This week in Portland began with one of the hottest days of the year. The soccer field down the street was oddly silent Sunday, the hardy fellow who was to help me roof my greenhouse cancelled and my chickens spent the entire day with tongues out and wings slightly akimbo, alternating between cool drinks and cooler dustbaths. Two ferns collapsed and are probably brown until November, and this week I expect a few calls from people who fear their computers are overheating.
Like anything physical, electrical or mechanical, your computer can get too hot. Designed to operate within a fairly wide range of temperature and humidity, even the smallest computers can generate enough heat to fail or (hopefully) just shut down. Most computers have air vents (like the radiator on a car) and often fans which can kick in and get quite loud. Monitors use electricity and give off heat, but there are several things you can do to your computer to help it stay cool during even the hottest months.
Check its circulation
Make sure that things such as stacks of paper and books are not pressed against your computer, and that your computer is not pressed against them. Even a little bit of paper can hold in an amazing amount of heat, and anything which obstructs the computer’s air vents will prevent it from cooling itself normally. On some of the old iMacs the air vents are simply holes in the plastic above the monitor (making them air-cooled, and some of the quietest Macs ever). On the new MacMini computers, the air vents are on the back down near the base of the machine. For laptops the vents are often on the back or sides, although propping the computer off of the table with a pencil or chopstick can also do quite a bit to improve circulation underneath and help it to cool faster. If you have a laptop and the fans kick in unexpectedly, the noise you hear may be normal, and should shut off, running in bursts only as needed
Dust It Off
Most people only look behind or under their computer when it is time to get a new one, when they move it or something is wrong. As long as you are checking your computer for obstructions, it might also be a good idea to check and see how dusty it is. Dust in the vent holes prevents circulation, and dust inside the monitor or on the internal boards can act like a heat-retaining blanket and accelerate thermal damage to components. If you have a G3 or G4 tower and are adventurous, you may wish to get a can of compressed air at an office supply store and (holding it ten or so inches away from the computer) blow out any dust you see in the case or on boards, especially on the inside of the case near the vent holes.
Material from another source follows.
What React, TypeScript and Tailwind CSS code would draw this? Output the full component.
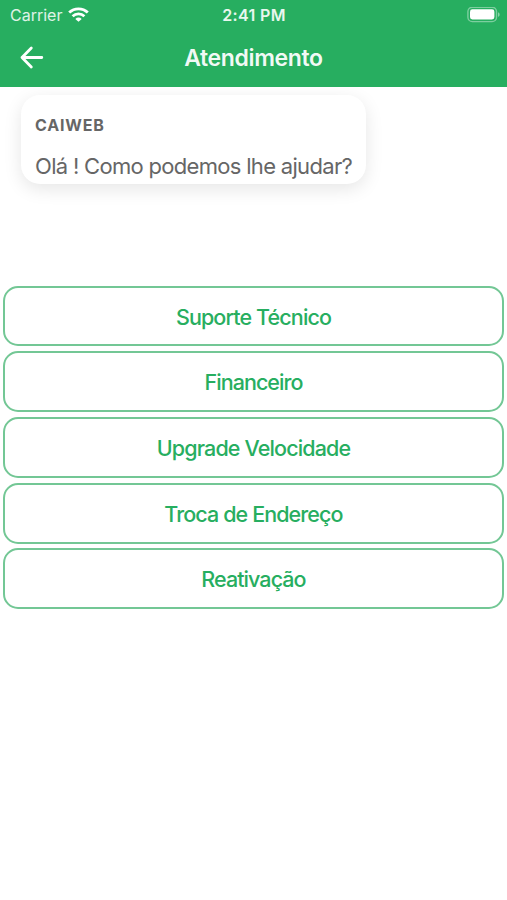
import React from 'react';

const OPTIONS = [
  { label: 'Suporte Técnico', box: 'h-[60px] mb-[5px]', text: 'tracking-[-0.88px]' },
  { label: 'Financeiro', box: 'h-[61px] mb-[5px]', text: 'tracking-[-0.94px]' },
  { label: 'Upgrade Velocidade', box: 'h-[61px] mb-[5px]', text: 'tracking-[-0.86px]' },
  { label: 'Troca de Endereço', box: 'h-[61px] mb-[4px]', text: 'tracking-[-0.9px]' },
  { label: 'Reativação', box: 'h-[61px]', text: 'tracking-[-0.94px]' },
];

const WifiIcon = () => (
  <svg className="h-[15px] w-[21px]" viewBox="0 0 21 15" fill="none" stroke="white" strokeWidth="2.8">
    <path d="M1.2 5.6a13.4 13.4 0 0 1 18.6 0" />
    <path d="M4.6 9.2a8.5 8.5 0 0 1 11.8 0" />
    <path d="M10.5 14.8 7.3 11.9a4.7 4.7 0 0 1 6.4 0z" fill="white" stroke="none" />
  </svg>
);

const BatteryIcon = () => (
  <svg className="h-4 w-[34px]" viewBox="0 0 34 16" fill="none">
    <rect x="0.9" y="0.2" width="28.6" height="14.4" rx="4.4" stroke="white" strokeOpacity="0.4" strokeWidth="1.4" />
    <rect x="3" y="2.3" width="24.4" height="10.2" rx="2.4" fill="white" />
    <path d="M31 5.2c2.2.8 2.2 3.8 0 4.6z" fill="white" fillOpacity="0.45" />
  </svg>
);

const BackIcon = () => (
  <svg className="h-6 w-6" viewBox="0 0 24 24" fill="none" stroke="white" strokeWidth="2.8" strokeLinecap="round" strokeLinejoin="round">
    <path d="M11.3 2.1 2 11.5l9.3 9.4M2 11.5h19.8" />
  </svg>
);

function StatusBar() {
  return (
    <div className="grid h-[29px] grid-cols-3 items-center text-[16px] text-white">
      <div className="flex items-center gap-[6px] pl-[10px]">
        <span className="text-white/85">Carrier</span>
        <WifiIcon />
      </div>
      <span className="pl-px text-center font-semibold tracking-[0.35px] text-white/90">2:41 PM</span>
      <div className="flex justify-end pr-[6px]">
        <BatteryIcon />
      </div>
    </div>
  );
}

function App() {
  return (
    <div className="h-[900px] w-[507px] overflow-hidden bg-white font-['Inter','Liberation_Sans',sans-serif]">
      <header className="relative z-10 h-[87px] bg-[#27ae60]">
        <StatusBar />
        <div className="grid h-[58px] grid-cols-[1fr_auto_1fr] items-center">
          <button className="ml-[20px] w-6" aria-label="Voltar">
            <BackIcon />
          </button>
          <h1 className="text-[23px] font-semibold tracking-[-0.35px] text-white/95">Atendimento</h1>
        </div>
      </header>

      <main>
        <section className="ml-[21px] mt-[8px] h-[89px] w-[345px] rounded-[19px] bg-white pl-[14px] pt-[19px] text-[#666666] shadow-[0_5px_18px_rgba(0,0,0,0.1)]">
          <p className="text-[16px] font-bold leading-[22px] tracking-[0.8px]">CAIWEB</p>
          <p className="mt-[15px] whitespace-nowrap text-[22px] leading-[30px] tracking-[-0.69px]">Olá ! Como podemos lhe ajudar?</p>
        </section>

        <div className="mt-[102px] flex flex-col px-[3px]">
          {OPTIONS.map((option) => (
            <button
              key={option.label}
              className={`flex w-full items-center justify-center rounded-[15px] border-2 border-[#73c795] pt-[2px] text-[21.5px] font-medium text-[#27ae60] ${option.box}`}
            >
              <span className={option.text}>{option.label}</span>
            </button>
          ))}
        </div>
      </main>
    </div>
  );
}

export default App;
Those who know me appreciate that I am not a huge fan of Windows on a computer, but next to a computer a window is great, if you can avoid glare on the screen. It’s wonderful to be able to look out on the clouds or the garden or the street, to get some natural light and avoid claustrophobia, but in summer the direct sunlight from a window can heat your computer up considerably. Even the newer white computers can stay cooler and move air more efficiently if they are not in direct sunlight.
Hydrating during warm weather is very important, as is occassionally getting up from your computer and taking a short walk (such as for a snack or to the bathroom to unhydrate). If you decide to enjoy a cool and refreshing beverage next to your computer, please be careful. The new Mac Minis are not very tall, and anything spilled next to one is likely to fry out the motherboard. (I have already seen it happen to two Minis). If you have a tower and spill something on the keyboard you will probably only damage the keyboard, but if you spill into the keyboard of your laptop, that might have become a $2000 glass of ice tea you just wasted. If you choose to drink near your computer, please be sure to keep the beverages away from the machine so that they don’t spill onto the electronics. Shelves above printers are also a very bad place to put your favorite potable.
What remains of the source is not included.